You guys are pathetic.  You're concerned about the internal
accuracy of calculations whose external relevance to the players
in question is nebulous at best.  You'll post article after
article arguing about the integrity of tiny third decimal
adjustments to RC/Lu and yet you can't say with any degree of
confidence which of the players in question is likeliest to get a
hit in his next at bat.

Pitiful.  You're not arguing about the relative baseball skills
of the players.  You're simply arguing about the relative
statistical skills of stat fans.

Take it out of here...

cordially, as always,

rm

 
 
 

Red Sox MLE's: A Test of 1 vs. 3 Year Park Factors?

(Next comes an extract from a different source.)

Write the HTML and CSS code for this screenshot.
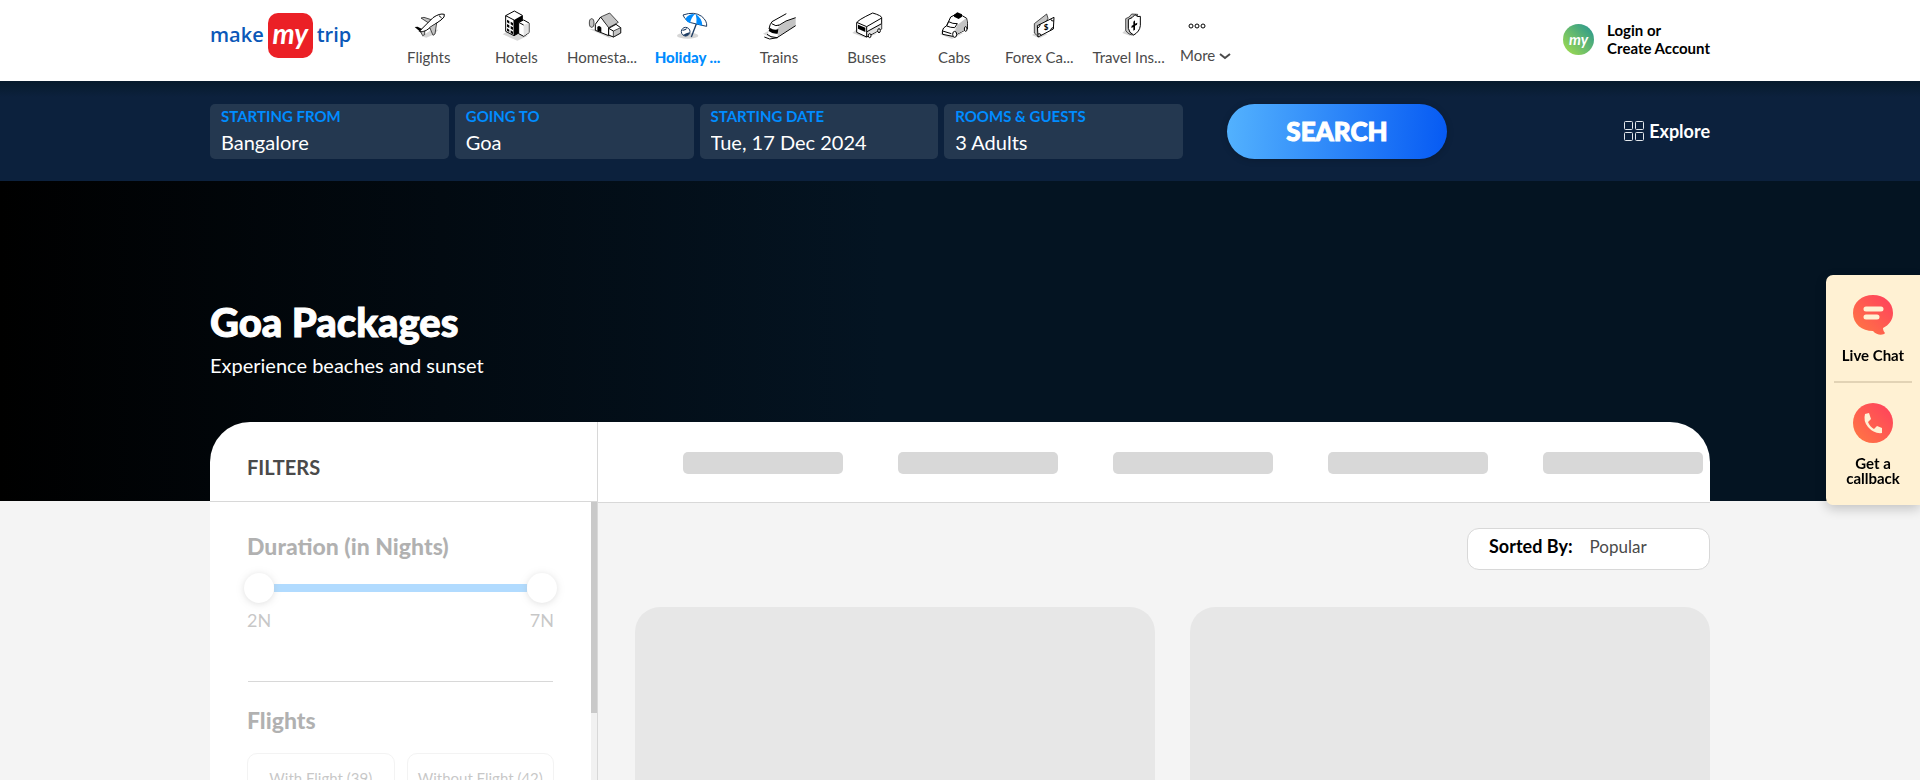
FILE: index.html
```html
<!DOCTYPE html>
<html lang="en">
<head>
<meta charset="utf-8">
<meta name="viewport" content="width=device-width, initial-scale=1">
<title>Goa Packages</title>
<link rel="stylesheet" href="styles.css">
</head>
<body>
<div class="page">
  <header class="header">
    <div class="wrap header-row">
      <a class="logo" href="#" aria-label="make my trip"><span>make</span><span class="logo-my">my</span><span>trip</span></a>
      <nav class="nav" aria-label="Services">
        <a class="nav-item" href="#">
          <svg class="nav-icon" viewBox="0 0 96 96" aria-hidden="true"><path class="shade" d="M26 82l30-20 20 0-12 14-24 10z"/><path class="grey" d="M24 27l9-2 28 9-11 10z"/><path class="white" d="M19 67L60 26Q80 12 94 16Q97 24 84 33L40 64Q27 73 19 67z"/><path class="dark" d="M5 54l9-1 13 7-7 7z"/><path class="grey" d="M50 55L71 42 66 75 60 79z"/><path class="grey" d="M23 69l12-3 0 11-6 3z"/><path class="line" d="M78 20l8 7"/></svg>
          <span>Flights</span></a>
        <a class="nav-item" href="#">
          <svg class="nav-icon" viewBox="0 0 96 96" aria-hidden="true"><path class="shade" d="M8 76l16-10 60 14-32 15z"/><path class="white" d="M17 20L43 6 67 19 67 66 42 80 17 67z"/><path class="ink" d="M42 33L67 19 67 66 42 80z"/><path class="line" d="M17 20L42 33V80"/><path class="ink" d="M21 32l7 4v8l-7-4zM32 38l7 4v8l-7-4zM21 45l7 4v8l-7-4zM32 51l7 4v8l-7-4zM21 58l7 4v7l-7-4zM32 64l7 4v8l-7-4z"/><path class="white" d="M56 40L71 33 87 42 87 71 71 82 56 74z"/><path class="pale" d="M71 48l15-6v29L71 81z"/><path class="line" d="M56 40l15 8"/></svg>
          <span>Hotels</span></a>
        <a class="nav-item cut" href="#">
          <svg class="nav-icon" viewBox="0 0 96 96" aria-hidden="true"><path class="shade" d="M4 60l60 27 34-15-40-10z"/><ellipse class="grey" cx="11" cy="42" rx="7" ry="13"/><path class="white" d="M22 46L38 24 62 54 62 80 22 64z"/><path class="grey" d="M38 24L65 12 91 40 62 56z"/><path class="ink" d="M28 54q6-7 12 2v14l-12-5z"/><path class="white" d="M62 58L84 46 98 56 98 72 76 84 62 78z"/><path class="grey" d="M76 66l22-10v16L76 84z"/><path class="line" d="M62 58l14 8"/></svg>
          <span>Homesta...</span></a>
        <a class="nav-item cut active" href="#">
          <svg class="nav-icon" viewBox="0 0 96 96" aria-hidden="true"><ellipse class="shade" cx="38" cy="80" rx="32" ry="9"/><path d="M65 42L49 84" stroke="#1d3c63" stroke-width="4"/><path d="M24 18Q58 6 80 22Q97 36 95 52Q76 48 60 44Q32 40 24 18z" fill="#fff" stroke="#1d3c63" stroke-width="3"/><path d="M60 15Q40 14 31 30Q36 40 46 43Q46 28 60 15zM62 15Q66 30 64 45L82 50Q82 28 62 15z" fill="#008cff"/><circle cx="32" cy="68" r="13" fill="#fff" stroke="#1d3c63" stroke-width="3"/><path d="M20 64q10 4 18-7M24 78q10-6 20-8l-4 8-8 4z" fill="#1d3c63"/></svg>
          <span>Holiday ...</span></a>
        <a class="nav-item" href="#">
          <svg class="nav-icon" viewBox="0 0 96 96" aria-hidden="true"><path class="shade" d="M0 74l20-10 40 4-32 20z"/><path class="white nostroke" d="M27 36L68 14 98 27 98 50 40 86 14 80 18 58z"/><path class="grey nostroke" d="M44 58Q60 36 98 27V50L44 82z"/><path class="line" d="M27 38L70 14M46 50Q66 34 98 26M98 50L42 86M27 38Q20 46 18 60M12 76l12 7 18 3M26 44q14 10 22 4"/><path class="ink" d="M20 56q14 10 26 4l-2 14q-14 2-27-8z"/><path class="line" d="M4 84l16 6 24-4"/></svg>
          <span>Trains</span></a>
        <a class="nav-item" href="#">
          <svg class="nav-icon" viewBox="0 0 96 96" aria-hidden="true"><path class="shade" d="M4 72l14-12 60 14-34 13z"/><path class="white" d="M17 42Q18 34 65 12Q92 20 92 26V60L47 84 17 70z"/><path class="pale" d="M48 66L91 42V60L48 82z"/><path class="line" d="M17 40L47 53 92 27M47 53V84M48 68L92 44"/><path class="ink" d="M21 47l22 9v13l-22-10z"/><ellipse class="white" cx="56" cy="80" rx="4" ry="6"/><ellipse class="white" cx="84" cy="65" rx="4" ry="6"/></svg>
          <span>Buses</span></a>
        <a class="nav-item" href="#">
          <svg class="nav-icon" viewBox="0 0 96 96" aria-hidden="true"><path class="shade" d="M6 76l10-14 60 10-34 18z"/><path class="white" d="M13 66Q14 56 26 50L38 24Q60 8 86 28Q90 44 88 60L44 82 14 76z"/><path class="grey nostroke" d="M58 48L84 28Q89 44 87 60L52 78Q48 64 58 48z"/><path class="white" d="M32 38q12 7 26 6l-8 12q-12 0-24-5z"/><path class="ink" d="M48 17l10-7 14 6v7l-10 7-14-7z"/><path class="line" d="M14 66l26 8"/><ellipse class="white" cx="50" cy="76" rx="6" ry="9"/><ellipse class="white" cx="83" cy="60" rx="4" ry="7"/></svg>
          <span>Cabs</span></a>
        <a class="nav-item cut" href="#">
          <svg class="nav-icon" viewBox="0 0 96 96" aria-hidden="true"><path class="shade" d="M18 78l20-12 26 10-24 12z"/><path class="grey" d="M25 44L62 15 66 28 36 82 25 72z"/><path class="white" d="M34 50L84 25 82 60 36 84z"/><path class="line" d="M34 58q8-4 9-12M74 30q1 7 9 6M36 75q8-3 10 4M73 65q2-9 10-10"/><text class="coin" x="53" y="64">$</text></svg>
          <span>Forex Ca...</span></a>
        <a class="nav-item cut" href="#">
          <svg class="nav-icon" viewBox="0 0 96 96" aria-hidden="true"><path class="shade" d="M28 72l14-14 26 18-18 4z"/><path class="grey" d="M38 29Q50 26 56 15L74 16 62 78Q46 78 38 64z"/><path class="white" d="M46 31Q58 28 66 17Q74 26 82 22V50Q80 68 62 78Q48 72 46 58z"/><path class="ink" d="M61 38l5-4v10l7-3-1 6-6 3v12l-5 3V54l-6 3 1-7 5-2z"/></svg>
          <span>Travel Ins...</span></a>
      </nav>
      <button class="more" type="button">
        <svg class="more-dots" viewBox="0 0 18 6" aria-hidden="true"><circle cx="3" cy="3" r="2"/><circle cx="9" cy="3" r="2"/><circle cx="15" cy="3" r="2"/></svg>
        <span class="more-label">More <svg class="chevron" viewBox="0 0 12 8" aria-hidden="true"><path d="M1 1l5 4 5-4"/></svg></span>
      </button>
      <a class="login" href="#"><span class="avatar" aria-hidden="true">my</span><span>Login or<br>Create Account</span></a>
    </div>
  </header>

  <section class="search">
    <form class="wrap search-row">
      <div class="fields">
        <div class="field"><label for="from">STARTING FROM</label><input id="from" value="Bangalore"></div>
        <div class="field"><label for="to">GOING TO</label><input id="to" value="Goa"></div>
        <div class="field"><label for="date">STARTING DATE</label><input id="date" value="Tue, 17 Dec 2024"></div>
        <div class="field"><label for="guests">ROOMS &amp; GUESTS</label><input id="guests" value="3 Adults"></div>
      </div>
      <button class="search-btn" type="button">SEARCH</button>
      <a class="explore" href="#"><svg viewBox="0 0 20 20" aria-hidden="true"><rect x="0.5" y="0.5" width="8" height="8" rx="1"/><rect x="11.5" y="0.5" width="8" height="8" rx="1"/><rect x="0.5" y="11.5" width="8" height="8" rx="1"/><rect x="11.5" y="11.5" width="8" height="8" rx="1"/></svg>Explore</a>
    </form>
  </section>

  <section class="hero">
    <div class="wrap">
      <h1>Goa Packages</h1>
      <p>Experience beaches and sunset</p>
    </div>
  </section>

  <main class="wrap listing">
    <aside class="filters">
      <h2 class="filters-head">FILTERS</h2>
      <div class="filters-body">
        <div class="filters-content">
          <h3>Duration (in Nights)</h3>
          <div class="range">
            <input type="range" min="2" max="7" value="2" aria-label="Minimum nights">
            <input type="range" min="2" max="7" value="7" aria-label="Maximum nights">
          </div>
          <div class="range-labels"><span>2N</span><span>7N</span></div>
          <hr>
          <h3>Flights</h3>
          <div class="options">
            <button type="button">With Flight (39)</button>
            <button type="button">Without Flight (42)</button>
          </div>
        </div>
        <div class="scrollbar" aria-hidden="true"><div class="scroll-thumb"></div></div>
      </div>
    </aside>
    <div class="results">
      <div class="tabs"><i></i><i></i><i></i><i></i><i></i></div>
      <div class="results-body">
        <div class="sort"><label for="sort">Sorted By:</label><select id="sort"><option>Popular</option></select></div>
        <div class="cards"><div class="card"></div><div class="card"></div></div>
      </div>
    </div>
  </main>

  <aside class="contact">
    <button type="button">
      <svg viewBox="0 0 40 40" aria-hidden="true"><defs><linearGradient id="warm" x1="0" y1="1" x2="1" y2="0"><stop offset="0" stop-color="#ff7a42"/><stop offset="1" stop-color="#ff3e5e"/></linearGradient></defs><path fill="url(#warm)" d="M20 0C31 0 40 7 40 18c0 7-4 12-10 15 0 2 1 4 2 5-1 2-8 3-12-2C9 36 0 29 0 18 0 7 9 0 20 0z"/><path d="M13 14h15M13 22h11" stroke="#fff1d3" stroke-width="5" stroke-linecap="round"/></svg>
      Live Chat
    </button>
    <hr>
    <button type="button">
      <svg viewBox="0 0 40 40" aria-hidden="true"><circle cx="20" cy="20" r="20" fill="url(#warm)"/><path fill="#fff1d3" d="M12 11l4-1 2 6-3 3q2 5 6 7l3-3 5 2v5q-8 1-14-6-5-6-3-13z"/></svg>
      Get a<br>callback
    </button>
  </aside>
</div>
</body>
</html>
```
FILE: styles.css
```css
* { box-sizing: border-box; }
body { margin: 0; font-family: Lato, "Open Sans", sans-serif; color: #000; background: #f4f4f4; }
a { color: inherit; text-decoration: none; }
button, input, select { font: inherit; color: inherit; border: 0; padding: 0; margin: 0; background: none; }
h1, h2, h3, p { margin: 0; }

.page { height: 100vh; overflow: hidden; display: flex; flex-direction: column; }
.wrap { width: 100%; max-width: 1500px; margin: 0 auto; }

.header { background: #fff; height: 81px; flex: none; }
.header-row { display: flex; align-items: flex-start; }

.logo { display: flex; align-items: center; gap: 4px; width: 182px; height: 44px; margin-top: 13px; color: #0b58b8; font: 600 20px/28px "Open Sans", sans-serif; }
.logo-my { width: 45px; height: 45px; border-radius: 10px; background: #eb2026; color: #fff; font: italic 700 28px/40px Lato, sans-serif; text-align: center; flex: none; }

.nav { display: grid; grid-template-columns: repeat(9, 1fr); gap: 14px; width: 774px; margin-right: 14px; padding-top: 9px; }
.nav-item { display: flex; flex-direction: column; align-items: center; gap: 7px; font-size: 15px; line-height: 18px; color: #4a4a4a; white-space: nowrap; }
.nav-item.cut span { align-self: flex-start; }
.nav-item.active { color: #008cff; font-weight: 900; }
.nav-icon { width: 32px; height: 32px; overflow: visible; stroke-linejoin: round; }
.shade { fill: #d6d6d6; }
.pale { fill: #e2e2e2; }
.white { fill: #fff; stroke: #000; stroke-width: 3; }
.grey { fill: #c4c4c4; stroke: #000; stroke-width: 2; }
.dark, .ink { fill: #000; }
.line { fill: none; stroke: #000; stroke-width: 3; }
.nostroke { stroke: none; }
.coin { font: 900 24px Lato, sans-serif; }

.more { display: flex; flex-direction: column; align-items: flex-start; gap: 17px; padding-top: 23px; font-size: 15px; line-height: 18px; color: #4a4a4a; }
.more-dots { width: 18px; height: 6px; margin-left: 8px; fill: none; stroke: #000; }
.chevron { width: 12px; height: 8px; fill: none; stroke: #4a4a4a; stroke-width: 2; }

.login { display: flex; align-items: center; gap: 13px; margin-left: auto; padding-top: 21px; font-size: 15px; line-height: 18px; font-weight: 700; }
.avatar { width: 31px; height: 31px; border-radius: 50%; background: linear-gradient(45deg, #a8e04a, #219393); color: #fff; font: italic 700 15px/30px Lato, sans-serif; text-align: center; }

.search { background: linear-gradient(#061a2c, #0c213d 16px); height: 100px; flex: none; }
.search-row { display: flex; align-items: center; height: 100%; }
.fields { display: grid; grid-template-columns: repeat(4, 1fr); gap: 6px; width: 973px; }
.field { background: #243850; border-radius: 5px; height: 55px; padding: 2px 11px; }
.field label { display: block; color: #008cff; font-size: 15px; line-height: 20px; font-weight: 700; }
.field input { display: block; width: 100%; height: 32px; color: #fff; font-size: 20px; line-height: 32px; }
.search-btn { width: 220px; height: 55px; margin-left: 44px; border-radius: 28px; background: linear-gradient(93deg, #53b2fe, #065af3); color: #fff; font-size: 26px; line-height: 52px; font-weight: 900; -webkit-text-stroke: 1px #fff; box-shadow: 0 1px 7px rgba(0, 0, 0, .2); }
.explore { margin-left: auto; display: flex; align-items: center; gap: 5px; color: #fff; font-size: 18px; font-weight: 700; }
.explore svg { width: 20px; height: 20px; fill: none; stroke: #e4e8ec; stroke-width: 1; }

.hero { flex: none; height: 320px; padding-top: 116px; color: #fff; background: linear-gradient(90deg, #000 0%, #041422 46%); }
.hero h1 { font-size: 40px; line-height: 50px; font-weight: 900; -webkit-text-stroke: 1px #fff; }
.hero p { font-size: 20px; line-height: 24px; padding-top: 6px; }

.listing { flex: 1; min-height: 0; display: flex; margin-top: -79px; }
.filters { width: 388px; flex: none; display: flex; flex-direction: column; background: #fff; border-right: 1px solid #d8d8d8; border-top-left-radius: 40px; }
.filters-head { flex: none; height: 80px; padding: 33px 37px 0; border-bottom: 1px solid #d8d8d8; color: #4a4a4a; font-size: 20px; line-height: 24px; font-weight: 700; }
.filters-body { flex: 1; min-height: 0; display: flex; overflow: hidden; }
.filters-content { flex: 1; padding: 30px 37px; opacity: .3; }
.filters h3 { font-size: 23px; line-height: 28px; font-weight: 900; }
.range { display: grid; height: 30px; margin: 13px -3px 0; background: linear-gradient(#008cff, #008cff) center / calc(100% - 60px) 8px no-repeat; }
.range input { grid-area: 1 / 1; appearance: none; width: 100%; height: 30px; pointer-events: none; }
.range input::-webkit-slider-thumb { appearance: none; width: 30px; height: 30px; border-radius: 50%; background: #fff; box-shadow: 0 1px 7px rgba(0, 0, 0, .4); pointer-events: auto; }
.range-labels { display: flex; justify-content: space-between; margin-top: 6px; font-size: 18px; line-height: 22px; color: #4a4a4a; }
.filters-content hr { height: 1px; border: 0; margin: 50px 1px 24px; background: #808080; }
.options { display: grid; grid-template-columns: 1fr 1fr; gap: 12px; margin-top: 19px; }
.options button { height: 50px; border: 1px solid #d8d8d8; border-radius: 10px; font-size: 15px; color: #4a4a4a; white-space: nowrap; }
.scrollbar { width: 6px; background: #f1f1f1; }
.scroll-thumb { height: 211px; background: #c9c9c9; }

.results { flex: 1; min-width: 0; display: flex; flex-direction: column; }
.tabs { flex: none; height: 81px; display: flex; gap: 55px; padding: 30px 7px 0 85px; background: #fff; border-bottom: 1px solid #d8d8d8; border-top-right-radius: 40px; }
.tabs i { flex: 1; height: 22px; border-radius: 5px; background: #d8d8d8; }
.results-body { flex: 1; min-height: 0; display: flex; flex-direction: column; gap: 37px; padding: 25px 0 0 37px; }
.sort { flex: none; align-self: flex-end; display: flex; gap: 17px; width: 243px; height: 42px; padding: 5px 21px 0; border: 1px solid #d8d8d8; border-radius: 12px; background: #fff; font-size: 18px; line-height: 24px; }
.sort label { font-weight: 700; }
.sort select { appearance: none; flex: 1; height: 26px; color: #4a4a4a; font-size: 17px; }
.cards { flex: 1; display: grid; grid-template-columns: 1fr 1fr; gap: 35px; }
.card { background: #e7e7e7; border-radius: 25px 25px 0 0; }

.contact { position: fixed; right: 0; top: 275px; z-index: 2; width: 94px; height: 230px; padding: 20px 8px 0 8px; background: #fff1d3; border-radius: 7px 0 0 7px; box-shadow: 0 4px 12px rgba(0, 0, 0, .2); }
.contact button { display: block; width: 100%; font-size: 15px; line-height: 15px; font-weight: 700; }
.contact svg { display: block; width: 40px; height: 40px; margin: 0 auto 13px; }
.contact hr { height: 2px; border: 0; margin: 18px 0 20px; background: #e2d3b5; }
```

Post by ashb.. » Sun, 04 Feb 2001 06:35:01

Quote:

> yet you can't say with any degree of
> confidence which of the players in question is likeliest to get a
> hit in his next at bat.

Uh, whom are you going to nominate as someone who can?

Managers can't.  If they could, you'd see a *lot* more intentional
walks, and they'd be ones that aren't so strictly situational.
"Walk him.  Yes Einstein, I KNOW it walks in the tying run.  But
this guy Carter's about to knock one out of here, guar-on-teed,
game over.  C'mon, we'll get 'em in the top of the 10th for ya."

--

Thought for the moment:
I didn't cheat, I just changed the rules.